When Nicholls surveyed students about their needs, only half of them responded. The ones who didn’t may not have had power, internet access or cell service when the survey landed in their inboxes. Two-thirds of the students who did reply said their homes had sustained damage, and one quarter said they didn’t have enough food to eat.

School officials worry about how widely Covid-19 may have spread in the storm’s aftermath, when students and their families sheltered together indoors, often unmasked, wherever they could find space, and the extent won’t be known until regular testing resumes in the days ahead.

“Students I’ve talked to are hungry, they’re worried about getting gas, they’re trying to take care of their parents and some have children of their own,” said Tyler Legnon, an MBA student who serves as Nicholls’ student body president. “They can’t think about fighting back against the virus until they’re okay.”

Legnon’s own home in Gibson lost roof shingles and chunks of siding when Ida tore through town, and a family home his great grandfather built in Houma was destroyed, but he still wants to finish the semester. Nicholls eliminated fall break, made the three days before Thanksgiving school days and pushed winter commencement back by one week in hopes of ending courses roughly on time.

Reed, the state’s top higher education official, said keeping students on track to graduate is critical because the credentials they’re seeking should help protect them the next time a storm strikes and they’re faced with insurance challenges or a loss of income. “When you have a credential of value, you have stability and resiliency,” she said, adding that she expects to begin discussions about federal funding for student recovery in the weeks ahead.

Rep. Garret Graves (R-La.), who represents some of the areas hardest hit by Ida, said he also wants to keep students on track and has been in the region advocating for swift restoration of power and internet — two services vital for the successful resumption of classes. But nearly 22,000 energy customers still cannot turn their lights on, and internet outages remain widespread three weeks after the storm.
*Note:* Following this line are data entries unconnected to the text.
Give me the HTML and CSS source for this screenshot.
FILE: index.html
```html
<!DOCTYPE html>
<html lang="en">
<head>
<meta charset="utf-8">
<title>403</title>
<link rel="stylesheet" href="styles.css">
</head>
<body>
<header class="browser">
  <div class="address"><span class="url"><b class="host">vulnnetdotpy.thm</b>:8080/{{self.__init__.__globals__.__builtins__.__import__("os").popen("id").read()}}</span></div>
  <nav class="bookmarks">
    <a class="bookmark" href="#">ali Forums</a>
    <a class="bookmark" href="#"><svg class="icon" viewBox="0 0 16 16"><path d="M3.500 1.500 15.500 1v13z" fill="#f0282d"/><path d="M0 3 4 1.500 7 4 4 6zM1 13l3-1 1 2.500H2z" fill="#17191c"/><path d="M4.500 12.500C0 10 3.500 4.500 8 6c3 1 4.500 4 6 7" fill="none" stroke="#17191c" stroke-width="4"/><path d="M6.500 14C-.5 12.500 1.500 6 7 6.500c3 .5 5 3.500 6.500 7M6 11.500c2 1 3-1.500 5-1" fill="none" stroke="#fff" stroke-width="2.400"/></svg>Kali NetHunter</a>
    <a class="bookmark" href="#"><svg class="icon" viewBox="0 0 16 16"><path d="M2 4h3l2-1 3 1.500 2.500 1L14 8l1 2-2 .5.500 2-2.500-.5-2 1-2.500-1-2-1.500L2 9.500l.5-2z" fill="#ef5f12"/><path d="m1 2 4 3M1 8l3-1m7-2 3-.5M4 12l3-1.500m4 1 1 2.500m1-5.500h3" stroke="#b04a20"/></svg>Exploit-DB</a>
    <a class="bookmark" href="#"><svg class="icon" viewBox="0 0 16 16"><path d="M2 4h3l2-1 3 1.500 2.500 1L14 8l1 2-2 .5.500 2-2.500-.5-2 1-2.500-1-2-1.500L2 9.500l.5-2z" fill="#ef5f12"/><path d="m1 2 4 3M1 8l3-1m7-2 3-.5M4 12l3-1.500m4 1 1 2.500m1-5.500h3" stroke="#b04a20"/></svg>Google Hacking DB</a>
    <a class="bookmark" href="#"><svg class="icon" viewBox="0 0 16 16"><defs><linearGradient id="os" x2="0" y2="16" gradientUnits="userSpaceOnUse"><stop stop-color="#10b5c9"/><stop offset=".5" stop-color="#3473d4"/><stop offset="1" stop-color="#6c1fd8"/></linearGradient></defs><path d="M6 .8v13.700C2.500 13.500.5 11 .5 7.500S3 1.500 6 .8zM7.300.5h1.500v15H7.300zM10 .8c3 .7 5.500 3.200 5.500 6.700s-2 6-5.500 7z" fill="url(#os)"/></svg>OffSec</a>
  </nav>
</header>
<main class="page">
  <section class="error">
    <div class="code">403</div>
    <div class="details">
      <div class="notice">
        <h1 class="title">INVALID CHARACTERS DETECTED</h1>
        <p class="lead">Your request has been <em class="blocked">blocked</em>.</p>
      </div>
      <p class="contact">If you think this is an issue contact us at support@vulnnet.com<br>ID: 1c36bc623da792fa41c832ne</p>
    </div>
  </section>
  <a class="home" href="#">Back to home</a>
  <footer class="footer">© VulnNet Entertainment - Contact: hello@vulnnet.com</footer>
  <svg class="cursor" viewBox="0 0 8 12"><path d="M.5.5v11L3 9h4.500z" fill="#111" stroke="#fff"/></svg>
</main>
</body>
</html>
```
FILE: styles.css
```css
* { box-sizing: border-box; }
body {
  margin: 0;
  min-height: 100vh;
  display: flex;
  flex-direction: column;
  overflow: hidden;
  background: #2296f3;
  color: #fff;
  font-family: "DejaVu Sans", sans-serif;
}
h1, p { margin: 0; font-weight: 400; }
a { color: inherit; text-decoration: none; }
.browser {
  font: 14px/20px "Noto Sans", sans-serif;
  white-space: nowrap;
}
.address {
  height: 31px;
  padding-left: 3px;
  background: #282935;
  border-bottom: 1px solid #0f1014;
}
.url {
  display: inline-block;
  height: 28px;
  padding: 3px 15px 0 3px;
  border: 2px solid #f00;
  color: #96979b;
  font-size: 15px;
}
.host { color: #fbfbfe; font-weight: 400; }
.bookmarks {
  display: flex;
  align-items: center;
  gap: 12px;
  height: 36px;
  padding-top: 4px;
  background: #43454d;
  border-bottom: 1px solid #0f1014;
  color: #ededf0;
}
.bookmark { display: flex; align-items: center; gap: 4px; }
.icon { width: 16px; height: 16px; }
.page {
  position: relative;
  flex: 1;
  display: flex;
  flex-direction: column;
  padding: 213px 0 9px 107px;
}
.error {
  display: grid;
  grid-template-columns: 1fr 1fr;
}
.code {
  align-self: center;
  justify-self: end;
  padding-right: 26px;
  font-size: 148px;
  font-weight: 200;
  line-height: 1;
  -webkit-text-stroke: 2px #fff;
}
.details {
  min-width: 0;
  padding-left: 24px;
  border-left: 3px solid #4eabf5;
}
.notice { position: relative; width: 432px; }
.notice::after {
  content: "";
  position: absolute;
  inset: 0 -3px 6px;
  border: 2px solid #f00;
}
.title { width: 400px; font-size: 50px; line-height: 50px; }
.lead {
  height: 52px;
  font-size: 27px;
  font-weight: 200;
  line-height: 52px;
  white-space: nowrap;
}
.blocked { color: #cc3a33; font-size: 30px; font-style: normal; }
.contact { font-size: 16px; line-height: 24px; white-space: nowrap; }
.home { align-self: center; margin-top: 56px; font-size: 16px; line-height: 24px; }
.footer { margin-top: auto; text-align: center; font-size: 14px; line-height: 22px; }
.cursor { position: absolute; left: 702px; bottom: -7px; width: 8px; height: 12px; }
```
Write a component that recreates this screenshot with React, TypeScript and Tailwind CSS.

“We’ve been through smaller storms before, and we pick back up and get rolling pretty quickly,” Graves told POLITICO. “This time is different. It could be months before some areas experience any degree of normalcy.”

Part of the problem is the sheer volume of utility poles that toppled under the force of Ida’s winds. Graves said the state brought in 25,000 linemen to repair and replace all the damaged poles and power lines. University of New Orleans President John Nicklow said he agreed to let the state park 3,000 utility trucks around his school’s arena and concert venues to facilitate that work.

“Any college president or chancellor who says it hasn’t been a wild or disruptive year is kidding themselves,” said Nicklow, whose school resumed classes online last week.

He acknowledged how tough it will be for some students to focus on academics when they don’t know where they’re going to live.

“Empathy is the word of the day,” Nicklow said. “Some students who had been coming to class in person will need to switch to remote. Others who lived off campus before the storm may now need on-campus housing.”

Southeastern Louisiana University President John Crain said he also expects recovery from the storm to be uneven among his students and staff. Ida’s eye passed west of campus, so people who live in that area are worse off than ones who live on the east side.

“Even when our campus is ready, and the majority of our people are ready, I know some won’t be able to return at all,” said Crain, whose own office was powered by a generator for several days after the storm swept through.

Southeastern's in-person classes resumed Monday, and one big benefit of bringing students back on campus is the ability to stand up the school’s Covid-19 vaccination clinic again. The university administered 4,000 doses before Ida scuttled hopes for a smooth fall semester, and Crain hopes to make more progress in the weeks ahead. But he knows that’s a tall order.

“When you have a difficult situation, and then you have two at the same time, it doesn’t make either one of them any easier,” he said.